What officials said about very low inflation readings
Governor Sanjay Malhotra, speaking at a post-MPC press conference, said the central bank continues to aim firmly at the 4% target and that 0.2% to 0.25% inflation is “too low” for India. He said recent prints have been heavily shaped by base effects and unusually sharp corrections in food prices. The RBI has also pointed to food supply dynamics as a factor that can influence inflation outcomes, including higher kharif output, strong rabi sowing, healthy reservoir levels and better soil moisture. These comments reinforce the RBI’s preference for inflation that is anchored around the target, rather than persistently below it.
Key numbers at a glance
Market and policy implications: what the mix signals
With the repo held at 5.25% and the stance kept neutral, the RBI is signalling policy continuity while acknowledging a tougher inflation-growth mix. The downgrade in FY27 growth to 6.6% points to rising uncertainties, including the global backdrop and energy prices mentioned by the RBI. At the same time, the upward revision in FY27 CPI inflation to 5.1%, and the projection of 5.9% for Q3, highlights why the RBI is not shifting its stance decisively. The renewed inflation targeting framework through March 2031 adds an anchor for expectations, with the midpoint at 4% and a clearly defined tolerance band. In that context, the RBI’s updated FY27 inflation path becomes a key reference for how quickly inflation can move back toward the midpoint.

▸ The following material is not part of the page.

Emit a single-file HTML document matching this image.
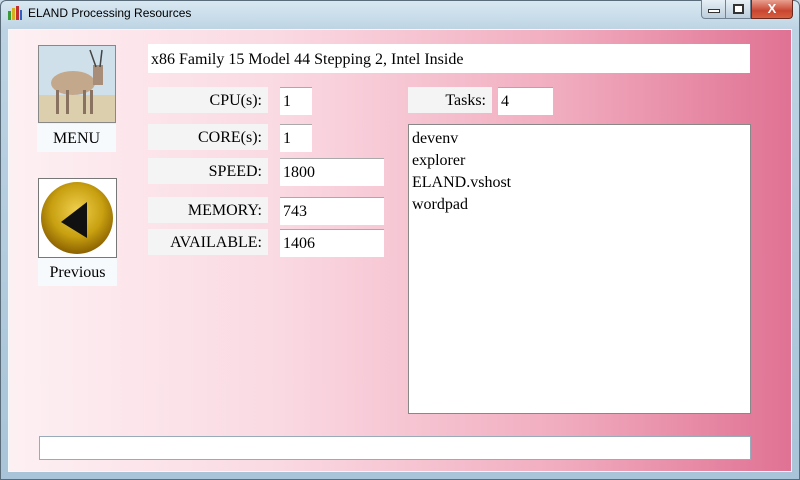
<!DOCTYPE html>
<html><head><style>
*{margin:0;padding:0;box-sizing:border-box}
body{width:800px;height:480px;overflow:hidden;background:#c9dbe8;font-family:"Liberation Serif",serif;font-size:16px;color:#000;position:relative}
.tb{position:absolute;left:0;top:0;width:800px;height:480px;background:linear-gradient(180deg,#d8e8f2,#bcd3e3 30px,#a9c4d8);border:1px solid #5a6b7a;border-radius:6px 6px 0 0}
.title{position:absolute;left:28px;top:6px;font-family:"Liberation Sans",sans-serif;font-size:12px;color:#000}
.client{position:absolute;left:8px;top:29px;width:784px;height:443px;background:linear-gradient(90deg,#fdf0f3 0%,#fad9e2 35%,#f1adc0 70%,#e07294 100%);border:1px solid #f4f8fb}
.a{position:absolute}
.lbl{position:absolute;background:#f4f4f4;text-align:right;padding-right:6px;line-height:28px;height:26px}
.box{position:absolute;background:#fff;padding-left:3px;line-height:28px;height:28px;border-top:1px solid #aaa}
</style></head><body>
<div class="tb"></div>
<svg class="a" style="left:7px;top:5px" width="16" height="16"><rect x="1" y="6" width="3" height="9" fill="#3a9a3a"/><rect x="5" y="3" width="3" height="12" fill="#d4b020"/><rect x="9" y="1" width="3" height="14" fill="#c03030"/><rect x="13" y="5" width="2" height="10" fill="#3060c0"/></svg>
<div class="title">ELAND Processing Resources</div>
<div class="a" style="left:701px;top:0;width:25px;height:19px;border:1px solid #6f8394;border-top:none;border-radius:0 0 0 4px;background:linear-gradient(#e6eff5,#bccddb)"><div class="a" style="left:6px;top:9px;width:12px;height:4px;border:1px solid #333;background:#fff"></div></div>
<div class="a" style="left:725px;top:0;width:26px;height:19px;border:1px solid #6f8394;border-top:none;background:linear-gradient(#e6eff5,#bccddb)"><div class="a" style="left:7px;top:4px;width:11px;height:10px;border:2px solid #333;background:#fff"></div></div>
<div class="a" style="left:751px;top:0;width:42px;height:19px;border:1px solid #6b2a20;border-top:none;border-radius:0 0 4px 0;background:linear-gradient(#e8a090,#c84630 60%,#d86040);color:#fff;font:bold 13px 'Liberation Sans',sans-serif;text-align:center;line-height:17px">X</div>
<div class="client"></div>
<svg class="a" style="left:38px;top:45px" width="78" height="78"><rect width="78" height="78" fill="#cfe0ea"/><rect y="50" width="78" height="28" fill="#dccfae"/><ellipse cx="35" cy="38" rx="22" ry="12" fill="#c4a88c"/><rect x="55" y="20" width="10" height="20" fill="#a88e78"/><line x1="58" y1="22" x2="52" y2="5" stroke="#444" stroke-width="1.5"/><line x1="62" y1="22" x2="64" y2="5" stroke="#444" stroke-width="1.5"/><rect x="18" y="45" width="3" height="24" fill="#8a7260"/><rect x="28" y="45" width="3" height="24" fill="#8a7260"/><rect x="45" y="45" width="3" height="24" fill="#8a7260"/><rect x="52" y="45" width="3" height="24" fill="#8a7260"/><rect x="0.5" y="0.5" width="77" height="77" fill="none" stroke="#888"/></svg>
<div class="a" style="left:37px;top:124px;width:79px;height:28px;background:#f6fafc;text-align:center;line-height:30px">MENU</div>
<div class="a" style="left:38px;top:178px;width:79px;height:80px;background:#fff;border:1px solid #777"></div>
<svg class="a" style="left:39px;top:180px" width="78" height="78"><defs><radialGradient id="g" cx="50%" cy="40%" r="60%"><stop offset="0" stop-color="#f0d050"/><stop offset="0.6" stop-color="#c8a010"/><stop offset="1" stop-color="#8a6000"/></radialGradient></defs><circle cx="38" cy="38" r="36" fill="url(#g)"/><path d="M48 22 L48 58 L22 42 Z" fill="#111"/></svg>
<div class="a" style="left:38px;top:258px;width:79px;height:28px;background:#f6fafc;text-align:center;line-height:30px">Previous</div>
<div class="box" style="left:148px;top:44px;width:602px;height:29px;border:none;line-height:31px">x86 Family 15 Model 44 Stepping 2, Intel Inside</div>
<div class="lbl" style="left:148px;top:87px;width:120px">CPU(s):</div><div class="box" style="left:280px;top:87px;width:32px">1</div>
<div class="lbl" style="left:148px;top:124px;width:120px">CORE(s):</div><div class="box" style="left:280px;top:124px;width:32px">1</div>
<div class="lbl" style="left:148px;top:158px;width:120px">SPEED:</div><div class="box" style="left:280px;top:158px;width:104px">1800</div>
<div class="lbl" style="left:148px;top:197px;width:120px">MEMORY:</div><div class="box" style="left:280px;top:197px;width:104px">743</div>
<div class="lbl" style="left:148px;top:229px;width:120px">AVAILABLE:</div><div class="box" style="left:280px;top:229px;width:104px">1406</div>
<div class="lbl" style="left:408px;top:87px;width:84px">Tasks:</div><div class="box" style="left:498px;top:87px;width:55px">4</div>
<div class="a" style="left:408px;top:124px;width:343px;height:290px;background:#fff;border:1px solid #888;padding:3px 3px;line-height:22px">devenv<br>explorer<br>ELAND.vshost<br>wordpad</div>
<div class="a" style="left:39px;top:436px;width:712px;height:24px;background:#fff;border:1px solid #9ab"></div>
</body></html>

Conclusion: steady rates, sharper inflation focus
The June 5, 2026 decision kept the repo rate unchanged at 5.25% and retained the neutral stance, but it also brought a lower FY27 growth forecast of 6.6% and a higher FY27 CPI inflation projection of 5.1%. Alongside this, the government and RBI have retained the 4% inflation target with a ±2% band through March 2031, with officials arguing continuity supports credibility amid frequent external shocks. Over the next policy meetings, investors are likely to track whether the projected quarterly inflation path, particularly the 5.9% print projected for Q3, moderates in line with the RBI’s assumptions and how the growth-inflation trade-off evolves under the renewed framework.